Record set:
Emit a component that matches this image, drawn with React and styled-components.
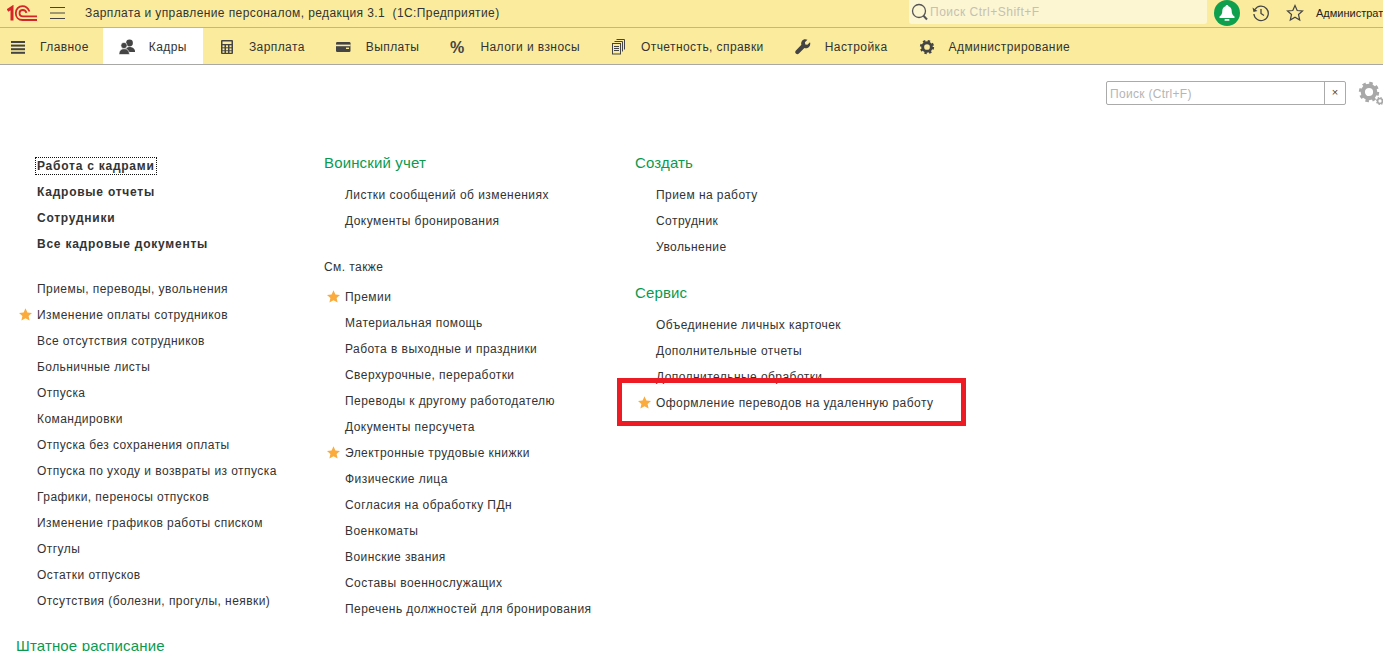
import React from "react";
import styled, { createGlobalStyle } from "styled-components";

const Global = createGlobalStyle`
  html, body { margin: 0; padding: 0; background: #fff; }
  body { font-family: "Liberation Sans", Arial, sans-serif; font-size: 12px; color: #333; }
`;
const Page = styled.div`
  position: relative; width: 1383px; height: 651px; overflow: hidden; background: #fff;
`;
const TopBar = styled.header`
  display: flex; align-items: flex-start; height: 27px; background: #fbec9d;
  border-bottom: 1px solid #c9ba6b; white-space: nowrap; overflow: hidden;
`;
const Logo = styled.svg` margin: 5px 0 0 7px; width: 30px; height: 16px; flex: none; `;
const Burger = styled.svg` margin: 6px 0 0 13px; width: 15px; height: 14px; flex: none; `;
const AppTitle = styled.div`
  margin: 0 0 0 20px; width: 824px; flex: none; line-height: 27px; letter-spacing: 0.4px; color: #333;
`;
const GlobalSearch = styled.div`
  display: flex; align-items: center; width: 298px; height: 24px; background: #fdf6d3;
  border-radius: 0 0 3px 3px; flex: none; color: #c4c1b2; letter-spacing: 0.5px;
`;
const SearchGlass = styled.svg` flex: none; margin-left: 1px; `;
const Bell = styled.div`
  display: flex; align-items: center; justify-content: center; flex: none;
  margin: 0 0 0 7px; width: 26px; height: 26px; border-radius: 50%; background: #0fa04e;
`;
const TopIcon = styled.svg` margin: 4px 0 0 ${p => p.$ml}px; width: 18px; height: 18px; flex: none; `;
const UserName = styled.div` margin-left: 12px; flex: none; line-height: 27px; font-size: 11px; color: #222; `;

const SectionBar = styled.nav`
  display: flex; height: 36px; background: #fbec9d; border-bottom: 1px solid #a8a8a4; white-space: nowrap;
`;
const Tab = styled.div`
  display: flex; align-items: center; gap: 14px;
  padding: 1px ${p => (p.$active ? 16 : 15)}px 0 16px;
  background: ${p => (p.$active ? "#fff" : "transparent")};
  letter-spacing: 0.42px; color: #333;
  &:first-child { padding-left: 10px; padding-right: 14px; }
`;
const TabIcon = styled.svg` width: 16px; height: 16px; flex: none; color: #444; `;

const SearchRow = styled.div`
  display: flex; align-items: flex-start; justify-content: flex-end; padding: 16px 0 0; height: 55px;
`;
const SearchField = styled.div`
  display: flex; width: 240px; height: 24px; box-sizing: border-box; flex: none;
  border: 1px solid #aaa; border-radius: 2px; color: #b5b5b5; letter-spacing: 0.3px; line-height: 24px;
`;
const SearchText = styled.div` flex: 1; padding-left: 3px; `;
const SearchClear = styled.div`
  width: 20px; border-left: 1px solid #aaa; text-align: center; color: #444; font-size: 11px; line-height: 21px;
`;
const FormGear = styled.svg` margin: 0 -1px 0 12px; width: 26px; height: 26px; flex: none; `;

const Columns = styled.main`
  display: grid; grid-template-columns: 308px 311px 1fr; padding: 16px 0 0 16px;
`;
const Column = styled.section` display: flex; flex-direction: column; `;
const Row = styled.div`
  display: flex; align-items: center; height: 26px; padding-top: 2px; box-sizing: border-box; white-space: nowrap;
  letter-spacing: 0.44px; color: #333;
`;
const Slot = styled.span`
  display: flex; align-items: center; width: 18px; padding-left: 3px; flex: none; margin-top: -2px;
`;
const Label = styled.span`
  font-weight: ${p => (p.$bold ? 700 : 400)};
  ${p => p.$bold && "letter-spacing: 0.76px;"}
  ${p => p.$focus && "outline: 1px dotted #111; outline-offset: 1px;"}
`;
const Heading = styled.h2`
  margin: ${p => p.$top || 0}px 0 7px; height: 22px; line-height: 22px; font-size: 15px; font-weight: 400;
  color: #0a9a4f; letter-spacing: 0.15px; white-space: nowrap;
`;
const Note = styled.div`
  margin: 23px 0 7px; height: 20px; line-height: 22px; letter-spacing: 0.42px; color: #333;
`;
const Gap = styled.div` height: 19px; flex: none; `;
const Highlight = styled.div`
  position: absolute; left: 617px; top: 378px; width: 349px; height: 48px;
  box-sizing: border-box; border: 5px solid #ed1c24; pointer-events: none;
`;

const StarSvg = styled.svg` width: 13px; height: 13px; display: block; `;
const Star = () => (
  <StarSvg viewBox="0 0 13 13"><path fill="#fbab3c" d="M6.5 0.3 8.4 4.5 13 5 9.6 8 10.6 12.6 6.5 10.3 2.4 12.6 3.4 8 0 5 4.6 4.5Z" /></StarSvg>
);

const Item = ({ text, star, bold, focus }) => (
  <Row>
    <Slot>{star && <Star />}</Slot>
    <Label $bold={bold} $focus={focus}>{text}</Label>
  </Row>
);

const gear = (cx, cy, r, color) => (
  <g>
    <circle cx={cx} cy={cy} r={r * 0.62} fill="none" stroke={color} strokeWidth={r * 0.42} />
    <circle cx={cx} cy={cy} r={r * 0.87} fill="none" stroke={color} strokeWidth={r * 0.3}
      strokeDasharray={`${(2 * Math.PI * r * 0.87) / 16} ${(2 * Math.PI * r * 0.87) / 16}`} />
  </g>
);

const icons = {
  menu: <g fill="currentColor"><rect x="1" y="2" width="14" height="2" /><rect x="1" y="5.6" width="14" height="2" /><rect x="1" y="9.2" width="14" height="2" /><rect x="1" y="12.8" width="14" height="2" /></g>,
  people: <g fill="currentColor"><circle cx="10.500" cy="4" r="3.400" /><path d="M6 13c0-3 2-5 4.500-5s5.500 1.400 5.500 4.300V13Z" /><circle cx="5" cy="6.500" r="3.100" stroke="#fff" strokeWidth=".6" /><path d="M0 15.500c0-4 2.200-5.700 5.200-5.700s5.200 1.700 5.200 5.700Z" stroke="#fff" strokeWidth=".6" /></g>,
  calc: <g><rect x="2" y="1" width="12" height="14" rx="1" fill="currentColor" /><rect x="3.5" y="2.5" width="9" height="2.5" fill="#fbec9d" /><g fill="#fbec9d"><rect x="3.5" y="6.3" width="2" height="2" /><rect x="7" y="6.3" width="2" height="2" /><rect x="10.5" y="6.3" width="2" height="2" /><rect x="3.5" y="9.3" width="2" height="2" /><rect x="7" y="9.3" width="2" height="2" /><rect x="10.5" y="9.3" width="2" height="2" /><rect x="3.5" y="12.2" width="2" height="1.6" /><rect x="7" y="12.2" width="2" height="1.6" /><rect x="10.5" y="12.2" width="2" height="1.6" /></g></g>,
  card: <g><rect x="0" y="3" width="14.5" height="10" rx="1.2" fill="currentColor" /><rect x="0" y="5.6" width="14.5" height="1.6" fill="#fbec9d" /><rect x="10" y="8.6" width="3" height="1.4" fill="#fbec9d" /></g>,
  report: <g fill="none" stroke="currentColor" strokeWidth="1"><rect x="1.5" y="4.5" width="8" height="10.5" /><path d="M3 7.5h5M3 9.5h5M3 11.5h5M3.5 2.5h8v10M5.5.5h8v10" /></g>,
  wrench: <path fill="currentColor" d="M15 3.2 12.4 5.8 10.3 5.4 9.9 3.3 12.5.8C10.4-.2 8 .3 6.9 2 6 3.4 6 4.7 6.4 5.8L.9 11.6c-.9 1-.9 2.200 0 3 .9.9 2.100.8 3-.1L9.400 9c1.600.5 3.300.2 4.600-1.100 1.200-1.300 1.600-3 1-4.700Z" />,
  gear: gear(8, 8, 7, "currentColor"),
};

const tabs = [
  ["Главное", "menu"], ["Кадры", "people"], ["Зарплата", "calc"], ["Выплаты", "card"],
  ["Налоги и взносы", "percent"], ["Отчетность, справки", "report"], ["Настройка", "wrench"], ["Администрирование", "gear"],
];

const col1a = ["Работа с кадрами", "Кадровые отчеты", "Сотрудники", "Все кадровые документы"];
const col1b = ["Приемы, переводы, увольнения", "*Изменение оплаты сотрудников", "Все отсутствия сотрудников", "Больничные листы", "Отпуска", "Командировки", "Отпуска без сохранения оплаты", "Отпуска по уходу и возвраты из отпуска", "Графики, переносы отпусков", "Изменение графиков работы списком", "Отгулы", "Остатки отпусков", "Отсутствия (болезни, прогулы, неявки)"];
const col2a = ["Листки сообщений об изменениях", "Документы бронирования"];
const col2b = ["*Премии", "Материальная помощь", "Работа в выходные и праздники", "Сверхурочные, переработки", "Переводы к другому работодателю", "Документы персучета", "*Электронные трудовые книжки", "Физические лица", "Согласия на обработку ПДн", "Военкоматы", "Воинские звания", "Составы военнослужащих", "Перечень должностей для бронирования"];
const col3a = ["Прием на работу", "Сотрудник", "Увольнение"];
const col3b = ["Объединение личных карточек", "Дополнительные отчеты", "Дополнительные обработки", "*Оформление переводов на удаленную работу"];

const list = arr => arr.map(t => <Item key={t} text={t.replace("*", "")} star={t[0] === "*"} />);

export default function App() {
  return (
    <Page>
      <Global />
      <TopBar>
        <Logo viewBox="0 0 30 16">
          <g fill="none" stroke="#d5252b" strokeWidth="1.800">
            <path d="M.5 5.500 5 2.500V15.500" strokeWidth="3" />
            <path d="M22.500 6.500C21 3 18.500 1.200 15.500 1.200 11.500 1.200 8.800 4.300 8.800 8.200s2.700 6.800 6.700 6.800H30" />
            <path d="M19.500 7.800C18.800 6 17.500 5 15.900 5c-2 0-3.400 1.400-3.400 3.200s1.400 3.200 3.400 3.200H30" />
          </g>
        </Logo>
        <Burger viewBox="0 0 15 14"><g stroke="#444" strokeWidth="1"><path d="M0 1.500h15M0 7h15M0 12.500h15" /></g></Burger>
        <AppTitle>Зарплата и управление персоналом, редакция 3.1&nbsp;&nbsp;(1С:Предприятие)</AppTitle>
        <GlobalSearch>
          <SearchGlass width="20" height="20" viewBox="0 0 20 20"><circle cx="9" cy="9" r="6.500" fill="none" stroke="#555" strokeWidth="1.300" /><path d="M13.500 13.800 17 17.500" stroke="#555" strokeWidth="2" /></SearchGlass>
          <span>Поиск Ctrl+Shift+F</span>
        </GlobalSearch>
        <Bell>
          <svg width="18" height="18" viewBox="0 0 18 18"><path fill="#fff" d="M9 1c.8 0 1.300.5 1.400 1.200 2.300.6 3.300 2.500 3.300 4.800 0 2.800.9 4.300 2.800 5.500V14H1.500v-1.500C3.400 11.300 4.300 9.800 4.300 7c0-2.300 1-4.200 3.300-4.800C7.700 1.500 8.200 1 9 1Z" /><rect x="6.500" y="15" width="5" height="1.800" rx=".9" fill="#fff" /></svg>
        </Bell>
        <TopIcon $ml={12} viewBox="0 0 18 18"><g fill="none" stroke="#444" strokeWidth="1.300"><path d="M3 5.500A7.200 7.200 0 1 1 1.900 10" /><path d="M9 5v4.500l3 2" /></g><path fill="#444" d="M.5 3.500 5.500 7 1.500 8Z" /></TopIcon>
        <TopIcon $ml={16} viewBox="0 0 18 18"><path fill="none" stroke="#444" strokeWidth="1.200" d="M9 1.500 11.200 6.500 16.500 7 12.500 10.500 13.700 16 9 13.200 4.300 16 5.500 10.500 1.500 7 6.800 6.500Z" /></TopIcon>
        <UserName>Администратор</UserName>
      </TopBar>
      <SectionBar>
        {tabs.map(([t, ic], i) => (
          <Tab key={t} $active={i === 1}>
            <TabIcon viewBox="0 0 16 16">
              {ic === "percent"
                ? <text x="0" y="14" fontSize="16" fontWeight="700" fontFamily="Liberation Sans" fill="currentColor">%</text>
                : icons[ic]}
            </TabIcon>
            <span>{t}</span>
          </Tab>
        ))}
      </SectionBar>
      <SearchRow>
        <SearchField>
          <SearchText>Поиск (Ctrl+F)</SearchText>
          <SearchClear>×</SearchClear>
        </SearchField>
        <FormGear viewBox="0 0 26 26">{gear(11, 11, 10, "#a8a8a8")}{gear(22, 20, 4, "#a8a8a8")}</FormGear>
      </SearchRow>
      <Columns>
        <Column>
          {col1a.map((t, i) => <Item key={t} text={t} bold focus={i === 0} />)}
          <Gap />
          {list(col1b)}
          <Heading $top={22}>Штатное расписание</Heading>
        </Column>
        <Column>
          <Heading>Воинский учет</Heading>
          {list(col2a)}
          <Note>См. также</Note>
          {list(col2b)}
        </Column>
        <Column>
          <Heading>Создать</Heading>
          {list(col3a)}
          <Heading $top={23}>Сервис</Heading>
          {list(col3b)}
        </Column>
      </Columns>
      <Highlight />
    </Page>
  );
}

---

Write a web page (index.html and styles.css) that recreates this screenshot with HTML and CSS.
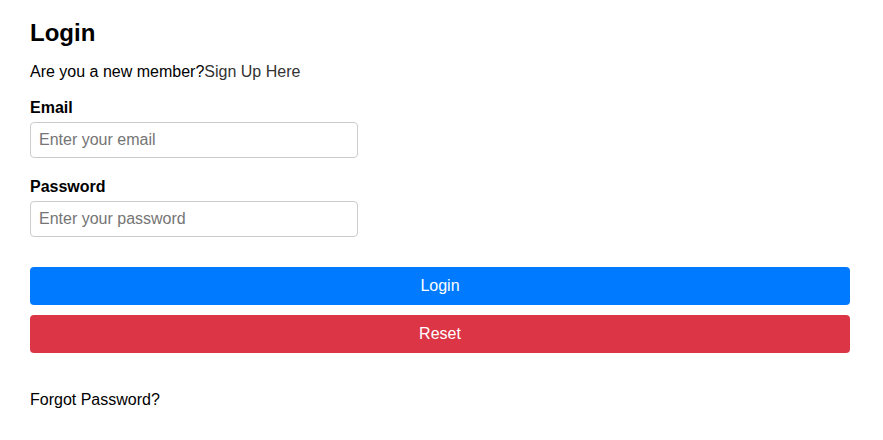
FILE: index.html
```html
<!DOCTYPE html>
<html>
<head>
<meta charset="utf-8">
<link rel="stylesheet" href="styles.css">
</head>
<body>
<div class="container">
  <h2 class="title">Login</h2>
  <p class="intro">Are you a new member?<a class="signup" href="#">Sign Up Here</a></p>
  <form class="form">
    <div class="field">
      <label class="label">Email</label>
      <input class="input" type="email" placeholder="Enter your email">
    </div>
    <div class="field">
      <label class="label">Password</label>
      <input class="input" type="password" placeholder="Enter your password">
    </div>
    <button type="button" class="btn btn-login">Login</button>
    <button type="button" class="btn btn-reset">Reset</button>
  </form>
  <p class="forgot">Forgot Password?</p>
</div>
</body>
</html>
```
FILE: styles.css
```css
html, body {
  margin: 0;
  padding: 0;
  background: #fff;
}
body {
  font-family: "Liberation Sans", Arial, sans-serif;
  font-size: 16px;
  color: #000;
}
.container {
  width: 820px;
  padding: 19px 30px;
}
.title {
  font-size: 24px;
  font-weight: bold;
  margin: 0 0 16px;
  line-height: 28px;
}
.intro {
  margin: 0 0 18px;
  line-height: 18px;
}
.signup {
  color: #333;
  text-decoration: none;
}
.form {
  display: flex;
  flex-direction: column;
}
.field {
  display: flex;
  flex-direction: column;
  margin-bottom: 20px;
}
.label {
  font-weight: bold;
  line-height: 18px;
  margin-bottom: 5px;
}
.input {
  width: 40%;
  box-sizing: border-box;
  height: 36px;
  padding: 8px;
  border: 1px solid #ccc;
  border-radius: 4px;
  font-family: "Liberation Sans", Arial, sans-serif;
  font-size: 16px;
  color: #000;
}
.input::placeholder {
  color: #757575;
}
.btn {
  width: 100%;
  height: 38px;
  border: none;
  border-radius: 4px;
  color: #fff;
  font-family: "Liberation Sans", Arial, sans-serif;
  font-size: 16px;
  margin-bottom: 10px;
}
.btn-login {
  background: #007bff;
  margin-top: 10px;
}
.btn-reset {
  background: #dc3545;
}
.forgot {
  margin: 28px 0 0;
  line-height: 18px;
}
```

==

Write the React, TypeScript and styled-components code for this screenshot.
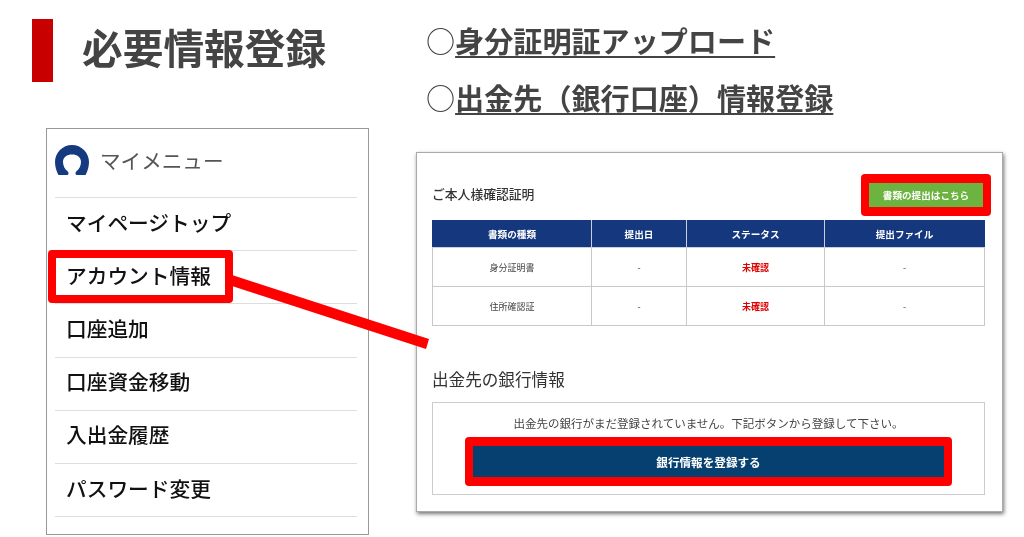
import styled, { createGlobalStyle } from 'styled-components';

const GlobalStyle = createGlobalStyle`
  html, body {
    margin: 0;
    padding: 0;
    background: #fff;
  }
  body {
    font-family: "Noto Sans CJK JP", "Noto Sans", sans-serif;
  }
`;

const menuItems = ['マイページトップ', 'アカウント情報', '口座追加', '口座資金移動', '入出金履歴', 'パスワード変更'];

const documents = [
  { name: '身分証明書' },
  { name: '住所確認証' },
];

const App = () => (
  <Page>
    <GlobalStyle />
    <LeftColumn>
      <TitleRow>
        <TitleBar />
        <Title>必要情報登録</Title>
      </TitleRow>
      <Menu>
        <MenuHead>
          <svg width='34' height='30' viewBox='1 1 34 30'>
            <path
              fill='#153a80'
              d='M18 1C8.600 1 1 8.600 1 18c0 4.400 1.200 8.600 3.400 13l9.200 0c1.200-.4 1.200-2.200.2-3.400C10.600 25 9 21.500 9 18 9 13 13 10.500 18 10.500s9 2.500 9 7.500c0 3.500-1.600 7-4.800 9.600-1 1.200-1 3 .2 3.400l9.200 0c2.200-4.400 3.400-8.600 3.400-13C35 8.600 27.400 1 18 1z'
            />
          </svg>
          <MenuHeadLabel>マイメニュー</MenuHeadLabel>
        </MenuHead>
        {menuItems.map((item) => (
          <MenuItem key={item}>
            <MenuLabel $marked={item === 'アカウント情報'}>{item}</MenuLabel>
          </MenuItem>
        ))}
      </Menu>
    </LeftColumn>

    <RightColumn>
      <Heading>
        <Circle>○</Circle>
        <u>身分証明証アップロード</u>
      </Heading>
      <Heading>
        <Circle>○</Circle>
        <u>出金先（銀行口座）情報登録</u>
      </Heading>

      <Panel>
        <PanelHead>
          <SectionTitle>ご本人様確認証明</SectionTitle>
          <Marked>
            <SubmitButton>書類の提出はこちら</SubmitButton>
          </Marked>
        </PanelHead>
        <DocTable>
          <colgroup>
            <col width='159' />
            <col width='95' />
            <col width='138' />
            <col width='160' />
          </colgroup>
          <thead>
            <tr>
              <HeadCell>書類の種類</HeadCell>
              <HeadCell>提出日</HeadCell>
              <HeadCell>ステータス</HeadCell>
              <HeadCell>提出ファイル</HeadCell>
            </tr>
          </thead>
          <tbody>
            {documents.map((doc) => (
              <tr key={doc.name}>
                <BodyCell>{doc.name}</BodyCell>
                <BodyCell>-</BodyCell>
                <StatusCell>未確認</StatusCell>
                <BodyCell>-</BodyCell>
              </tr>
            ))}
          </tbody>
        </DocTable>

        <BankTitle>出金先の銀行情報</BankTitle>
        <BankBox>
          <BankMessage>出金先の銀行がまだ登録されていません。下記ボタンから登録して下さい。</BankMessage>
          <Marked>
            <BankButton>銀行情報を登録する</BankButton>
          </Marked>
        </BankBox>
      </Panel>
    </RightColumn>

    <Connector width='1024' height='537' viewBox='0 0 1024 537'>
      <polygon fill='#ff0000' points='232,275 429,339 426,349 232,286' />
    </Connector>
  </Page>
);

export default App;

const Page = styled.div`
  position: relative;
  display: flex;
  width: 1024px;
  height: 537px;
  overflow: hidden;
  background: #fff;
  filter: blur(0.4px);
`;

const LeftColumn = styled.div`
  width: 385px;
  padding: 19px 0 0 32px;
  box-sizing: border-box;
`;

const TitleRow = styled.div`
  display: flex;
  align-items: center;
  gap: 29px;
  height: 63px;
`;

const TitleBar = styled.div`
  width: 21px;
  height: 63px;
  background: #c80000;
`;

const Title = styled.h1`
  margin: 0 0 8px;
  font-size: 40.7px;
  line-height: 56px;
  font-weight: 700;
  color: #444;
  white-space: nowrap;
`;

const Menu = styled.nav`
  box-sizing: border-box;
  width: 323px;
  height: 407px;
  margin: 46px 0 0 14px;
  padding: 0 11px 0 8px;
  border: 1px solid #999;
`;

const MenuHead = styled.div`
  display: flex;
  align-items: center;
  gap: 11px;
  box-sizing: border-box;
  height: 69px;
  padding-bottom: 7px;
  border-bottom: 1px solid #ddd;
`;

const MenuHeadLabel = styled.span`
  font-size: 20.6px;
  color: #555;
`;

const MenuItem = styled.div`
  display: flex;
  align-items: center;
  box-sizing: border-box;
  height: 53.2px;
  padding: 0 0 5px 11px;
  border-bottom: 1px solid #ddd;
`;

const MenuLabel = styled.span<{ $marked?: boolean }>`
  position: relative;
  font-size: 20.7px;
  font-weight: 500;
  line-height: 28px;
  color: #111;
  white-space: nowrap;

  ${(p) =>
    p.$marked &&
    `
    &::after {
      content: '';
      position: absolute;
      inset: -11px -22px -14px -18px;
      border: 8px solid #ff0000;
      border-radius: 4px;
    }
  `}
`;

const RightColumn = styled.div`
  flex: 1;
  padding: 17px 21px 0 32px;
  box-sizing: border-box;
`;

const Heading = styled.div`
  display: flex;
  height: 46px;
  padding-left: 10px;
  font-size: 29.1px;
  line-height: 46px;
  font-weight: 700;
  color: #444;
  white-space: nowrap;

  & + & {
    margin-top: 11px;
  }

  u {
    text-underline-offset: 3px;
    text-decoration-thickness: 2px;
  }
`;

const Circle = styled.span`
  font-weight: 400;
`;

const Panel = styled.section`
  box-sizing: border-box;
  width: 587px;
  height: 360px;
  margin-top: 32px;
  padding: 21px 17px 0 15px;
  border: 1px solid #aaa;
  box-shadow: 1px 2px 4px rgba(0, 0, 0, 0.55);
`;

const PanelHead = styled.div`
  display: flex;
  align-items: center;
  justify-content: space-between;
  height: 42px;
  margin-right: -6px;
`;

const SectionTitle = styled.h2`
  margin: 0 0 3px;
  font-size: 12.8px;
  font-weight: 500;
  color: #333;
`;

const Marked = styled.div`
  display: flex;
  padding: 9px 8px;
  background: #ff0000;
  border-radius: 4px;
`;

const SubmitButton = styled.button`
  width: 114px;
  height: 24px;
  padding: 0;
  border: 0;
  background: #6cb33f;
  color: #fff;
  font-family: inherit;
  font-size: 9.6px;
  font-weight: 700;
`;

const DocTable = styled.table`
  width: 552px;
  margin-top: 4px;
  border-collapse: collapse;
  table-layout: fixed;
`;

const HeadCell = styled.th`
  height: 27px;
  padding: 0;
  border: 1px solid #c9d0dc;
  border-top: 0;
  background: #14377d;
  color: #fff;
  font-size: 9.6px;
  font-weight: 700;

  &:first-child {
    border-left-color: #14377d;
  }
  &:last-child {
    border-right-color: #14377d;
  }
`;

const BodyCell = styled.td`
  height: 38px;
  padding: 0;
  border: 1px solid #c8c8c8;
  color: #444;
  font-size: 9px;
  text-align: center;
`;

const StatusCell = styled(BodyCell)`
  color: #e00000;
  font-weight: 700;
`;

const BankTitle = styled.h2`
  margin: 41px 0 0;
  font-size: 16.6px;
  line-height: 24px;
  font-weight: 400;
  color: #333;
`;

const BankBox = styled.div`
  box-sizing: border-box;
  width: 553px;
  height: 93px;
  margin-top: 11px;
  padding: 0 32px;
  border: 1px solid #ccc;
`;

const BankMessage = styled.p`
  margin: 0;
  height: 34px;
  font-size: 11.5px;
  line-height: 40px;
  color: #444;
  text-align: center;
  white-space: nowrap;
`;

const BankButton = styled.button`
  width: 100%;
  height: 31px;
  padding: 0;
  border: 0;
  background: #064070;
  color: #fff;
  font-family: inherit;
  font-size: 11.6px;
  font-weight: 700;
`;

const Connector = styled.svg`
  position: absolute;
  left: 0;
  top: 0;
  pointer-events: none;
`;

The exercise: The copy should hold exactly the lines from the line with "Emit a component" to the line with "12px; flex: none;", both ends in, set down without any pictures and with nothing added.

Solved problem:
Emit a component that matches this image, drawn with React and styled-components.
import React from "react";
import styled, { createGlobalStyle } from "styled-components";

const Global = createGlobalStyle`
  html, body { margin: 0; padding: 0; background: #fff; }
  body { font-family: "Liberation Sans", Arial, sans-serif; font-size: 12px; color: #333; }
`;
const Page = styled.div`
  position: relative; width: 1383px; height: 651px; overflow: hidden; background: #fff;
`;
const TopBar = styled.header`
  display: flex; align-items: flex-start; height: 27px; background: #fbec9d;
  border-bottom: 1px solid #c9ba6b; white-space: nowrap; overflow: hidden;
`;
const Logo = styled.svg` margin: 5px 0 0 7px; width: 30px; height: 16px; flex: none; `;
const Burger = styled.svg` margin: 6px 0 0 13px; width: 15px; height: 14px; flex: none; `;
const AppTitle = styled.div`
  margin: 0 0 0 20px; width: 824px; flex: none; line-height: 27px; letter-spacing: 0.4px; color: #333;
`;
const GlobalSearch = styled.div`
  display: flex; align-items: center; width: 298px; height: 24px; background: #fdf6d3;
  border-radius: 0 0 3px 3px; flex: none; color: #c4c1b2; letter-spacing: 0.5px;
`;
const SearchGlass = styled.svg` flex: none; margin-left: 1px; `;
const Bell = styled.div`
  display: flex; align-items: center; justify-content: center; flex: none;
  margin: 0 0 0 7px; width: 26px; height: 26px; border-radius: 50%; background: #0fa04e;
`;
const TopIcon = styled.svg` margin: 4px 0 0 ${p => p.$ml}px; width: 18px; height: 18px; flex: none; `;
const UserName = styled.div` margin-left: 12px; flex: none; line-height: 27px; font-size: 11px; color: #222; `;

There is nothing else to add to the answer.